Louise: We were very ethnically Jewish. We were not religiously Jewish. My mother never took me to shul, or my father, but my grandmother did. My grandmother kept kosher in the house, and I don’t think I ever ate anything that she made. Ever.
On the role of Yiddish in the household
Helen: We were brought up on the stories of Chelm. We always had books of Jewish folklore in the house [that had been written or translated into English] that we used to read.
Louise: I was the only one [in that generation who understood Yiddish]— don’t forget I lived with Grandma [Sylvia’s mother] from the time I was very young. She understood English, but she couldn’t speak English, so she spoke to me in Yiddish; as a child that was very normal because the house was bilingual. So, I learned both languages, but I didn’t have to speak it to her because she understood English.

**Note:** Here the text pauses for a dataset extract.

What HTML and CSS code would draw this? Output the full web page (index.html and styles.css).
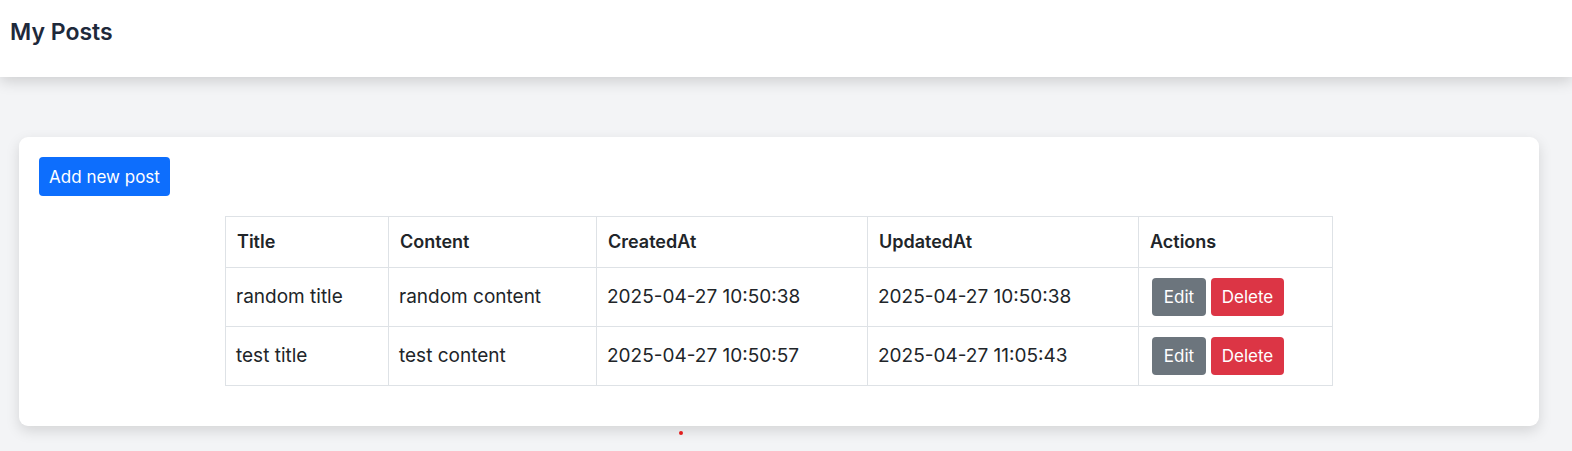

Amye: Did Grandma [Sylvia] ever speak to you in Yiddish?
Louise: No, but she often spoke to Grandpa in Yiddish when they were talking about something they didn’t want me to understand. But of course I understood it because I was pretty fluent, at least in terms of understanding.
As an adult, I wanted to tell something to my parents, and I didn’t want the children to understand. That was the first time I ever spoke to them in Yiddish. And my father was very surprised. He said, “ I didn’t know that you could speak so well.”

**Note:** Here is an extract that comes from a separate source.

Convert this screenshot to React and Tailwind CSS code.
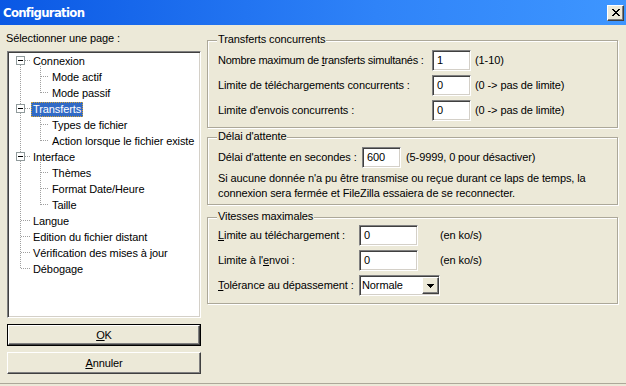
import React from 'react'

const sunken =
  'border border-t-[#808080] border-l-[#808080] border-r-white border-b-white shadow-[inset_1px_1px_0_#404040,inset_-1px_-1px_0_#D4D0C8]'
const raised =
  'border border-t-white border-l-white border-r-[#404040] border-b-[#404040] shadow-[inset_-1px_-1px_0_#808080]'

const tree = [
  { label: 'Connexion', level: 0, open: true },
  { label: 'Mode actif', level: 1 },
  { label: 'Mode passif', level: 1 },
  { label: 'Transferts', level: 0, open: true, selected: true },
  { label: 'Types de fichier', level: 1 },
  { label: 'Action lorsque le fichier existe', level: 1 },
  { label: 'Interface', level: 0, open: true },
  { label: 'Thèmes', level: 1 },
  { label: 'Format Date/Heure', level: 1 },
  { label: 'Taille', level: 1 },
  { label: 'Langue', level: 0 },
  { label: 'Edition du fichier distant', level: 0 },
  { label: 'Vérification des mises à jour', level: 0 },
  { label: 'Débogage', level: 0 },
]

function TreeLines() {
  const cy = (i) => 8 + i * 16 + 0.5
  const last = tree.length - 1
  const lines = []
  // main trunk
  lines.push(<line key="trunk" x1="12.5" y1="13" x2="12.5" y2={cy(last)} />)
  tree.forEach((row, i) => {
    if (row.level === 0) {
      lines.push(
        <line key={'h' + i} x1={row.open ? 17 : 13} y1={cy(i)} x2="22" y2={cy(i)} />
      )
      if (row.open) {
        let j = i + 1
        while (j < tree.length && tree[j].level === 1) j++
        lines.push(<line key={'v' + i} x1="32.5" y1={cy(i) + 5} x2="32.5" y2={cy(j - 1)} />)
      }
    } else {
      lines.push(<line key={'c' + i} x1="33" y1={cy(i)} x2="41" y2={cy(i)} />)
    }
  })
  return (
    <svg
      className="absolute left-0 top-0 pointer-events-none"
      width="60"
      height="230"
      shapeRendering="crispEdges"
    >
      <g stroke="#A0A0A0" strokeWidth="1" strokeDasharray="1 1">
        {lines}
      </g>
      {tree.map((row, i) =>
        row.open ? (
          <g key={'b' + i}>
            <rect x="8.5" y={cy(i) - 4} width="8" height="8" fill="#fff" stroke="#919B9C" />
            <line x1="10" y1={cy(i)} x2="15" y2={cy(i)} stroke="#000" />
          </g>
        ) : null
      )}
    </svg>
  )
}

function Tree() {
  return (
    <div className={`relative h-[267px] bg-white ${sunken}`}>
      <div className="relative pt-[1px] pl-[1px]">
        <TreeLines />
        {tree.map((row) => (
          <div
            key={row.label}
            className={`flex h-[16px] items-center ${row.level === 0 ? 'pl-[22px]' : 'pl-[41px]'}`}
          >
            <span
              className={`px-[2px] h-[15px] leading-[15px] whitespace-nowrap ${
                row.selected
                  ? 'bg-[#316AC5] text-white outline outline-1 outline-dotted outline-[#CFA33B] -outline-offset-1'
                  : 'text-black'
              }`}
            >
              {row.label}
            </span>
          </div>
        ))}
      </div>
    </div>
  )
}

function Group({ title, className, children }) {
  return (
    <div
      className={`relative border border-[#ACA899] shadow-[inset_1px_1px_0_#fff,1px_1px_0_#fff] ${className}`}
    >
      <span className="absolute -top-[8px] left-[9px] bg-[#ECE9D8] px-[1px] leading-[13px]">
        {title}
      </span>
      {children}
    </div>
  )
}

function Input({ value, className }) {
  return (
    <div className={`h-[21px] shrink-0 bg-white ${sunken} pl-[4px] leading-[19px] ${className}`}>
      {value}
    </div>
  )
}

function Button({ children, primary }) {
  return (
    <div className={`h-[22px] ${primary ? 'border border-black' : ''}`}>
      <div className={`h-full flex items-center justify-center bg-[#ECE9D8] ${raised}`}>
        {children}
      </div>
    </div>
  )
}

export default function App() {
  return (
    <div className="w-[626px] h-[386px] bg-[#ECE9D8] text-[11px] tracking-[-0.1px] text-black font-['Liberation_Sans',Arial,sans-serif] overflow-hidden flex flex-col">
      {/* title bar */}
      <div className="h-[25px] shrink-0 flex items-center justify-between bg-[linear-gradient(to_right,#0A58E4,#2F83F8_60%,#3E96FF)] pl-[3px] pr-[2px]">
        <span className="text-white font-bold text-[13px] tracking-[-0.7px] font-['Liberation_Sans_Narrow','DejaVu_Sans_Condensed','Liberation_Sans',sans-serif]">
          Configuration
        </span>
        <div className={`w-[17px] h-[16px] flex items-center justify-center bg-[#ECE9D8] ${raised}`}>
          <svg width="8" height="7" viewBox="0 0 8 7" shapeRendering="crispEdges">
            <path
              d="M0 0h2v1h1v1h2V1h1V0h2v1H7v1H6v1H5v1h1v1h1v1h1v1H6V6H5V5H3v1H2v1H0V6h1V5h1V4h1V3H2V2H1V1H0z"
              fill="#000"
            />
          </svg>
        </div>
      </div>

      {/* body */}
      <div className="flex flex-1 border-b border-[#ACA899] mb-[2px]">
        {/* left column */}
        <div className="w-[201px] pl-[7px] flex flex-col">
          <div className="pt-[7px] -ml-[1px] leading-[13px]">Sélectionner une page :</div>
          <div className="mt-[6px]">
            <Tree />
          </div>
          <div className="mt-[6px]">
            <Button primary>
              <span>
                <u>O</u>K
              </span>
            </Button>
          </div>
          <div className="mt-[6px]">
            <Button>
              <span>
                <u>A</u>nnuler
              </span>
            </Button>
          </div>
        </div>

        {/* right column */}
        <div className="ml-[6px] w-[411px] pt-[15px] flex flex-col">
          <Group title="Transferts concurrents" className="h-[88px] pt-[9px] pl-[10px]">
            <div className="flex flex-col gap-[4px]">
              <div className="flex items-center h-[21px]">
                <span className="w-[214px] shrink-0 whitespace-nowrap tracking-[-0.25px]">
                  Nombre maximum de <u>t</u>ransferts simultanés :
                </span>
                <Input value="1" className="w-[39px]" />
                <span className="ml-[4px]">(1-10)</span>
              </div>
              <div className="flex items-center h-[21px]">
                <span className="w-[214px] shrink-0 whitespace-nowrap">
                  Limite de téléchargements concurrents :
                </span>
                <Input value="0" className="w-[39px]" />
                <span className="ml-[4px]">(0 -&gt; pas de limite)</span>
              </div>
              <div className="flex items-center h-[21px]">
                <span className="w-[214px] shrink-0 whitespace-nowrap">Limite d'envois concurrents :</span>
                <Input value="0" className="w-[39px]" />
                <span className="ml-[4px]">(0 -&gt; pas de limite)</span>
              </div>
            </div>
          </Group>

          <Group title="Délai d'attente" className="mt-[9px] h-[68px] pt-[9px] pl-[10px]">
            <div className="flex items-center h-[21px]">
              <span className="w-[144px] shrink-0 whitespace-nowrap">Délai d'attente en secondes :</span>
              <Input value="600" className="w-[39px]" />
              <span className="ml-[5px]">(5-9999, 0 pour désactiver)</span>
            </div>
            <p className="mt-[3px] leading-[15px]">
              Si aucune donnée n'a pu être transmise ou reçue durant ce laps de temps, la
              <br />
              connexion sera fermée et FileZilla essaiera de se reconnecter.
            </p>
          </Group>

          <Group title="Vitesses maximales" className="mt-[12px] h-[87px] pt-[7px] pl-[10px]">
            <div className="flex flex-col gap-[5px]">
              <div className="flex items-center h-[20px]">
                <span className="w-[141px] shrink-0 whitespace-nowrap">
                  <u>L</u>imite au téléchargement :
                </span>
                <Input value="0" className="w-[59px] h-[20px]" />
                <span className="ml-[22px]">(en ko/s)</span>
              </div>
              <div className="flex items-center h-[20px]">
                <span className="w-[141px] shrink-0 whitespace-nowrap">
                  Limite à l'<u>e</u>nvoi :
                </span>
                <Input value="0" className="w-[59px] h-[20px]" />
                <span className="ml-[22px]">(en ko/s)</span>
              </div>
              <div className="flex items-center h-[21px]">
                <span className="w-[141px] shrink-0 whitespace-nowrap">
                  <u>T</u>olérance au dépassement :
                </span>
                <div className={`w-[81px] h-[21px] bg-white ${sunken} flex items-center`}>
                  <span className="flex-1 pl-[2px]">Normale</span>
                  <div
                    className={`w-[17px] h-[17px] flex items-center justify-center bg-[#ECE9D8] ${raised}`}
                  >
                    <svg width="7" height="4" viewBox="0 0 7 4" shapeRendering="crispEdges">
                      <path d="M0 0h7v1H6v1H5v1H4v1H3V3H2V2H1V1H0z" fill="#000" />
                    </svg>
                  </div>
                </div>
              </div>
            </div>
          </Group>
        </div>
      </div>
    </div>
  )
}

I began these conversations in order to answer some of the questions Naron brought up regarding my family, to accurately portray how both my aunt and mother had been raised, and how they had been impacted by the Red Scare. I went into this process expecting both my aunt’s and mother’s experiences to be homogeneous. I was wrong.
When thinking of the “voices of women like Sylvia,” it’s sometimes easier to imagine a chorus of women reciting the exact same story of the way they were individually harmed by McCarthyism. With one unified story, the message seems clear and the feelings and suffering become something that together everyone can carry, but no one really has to touch.
My aunt, grandmother, and mother were all affected differently by McCarthyism. However, this does not lessen the harms or disruptions that McCarthyism caused each of them, or to countless others, each of whom has their own individual experiences, and some of whom may still be dealing with the trauma of the time period.
Naron’s call for individual stories is critically important. We as writers, historians, and scholars need to accept that these large scale political events cause not only political trauma but also individual personal pain. It is not a unified chorus, but a cacophony of harm.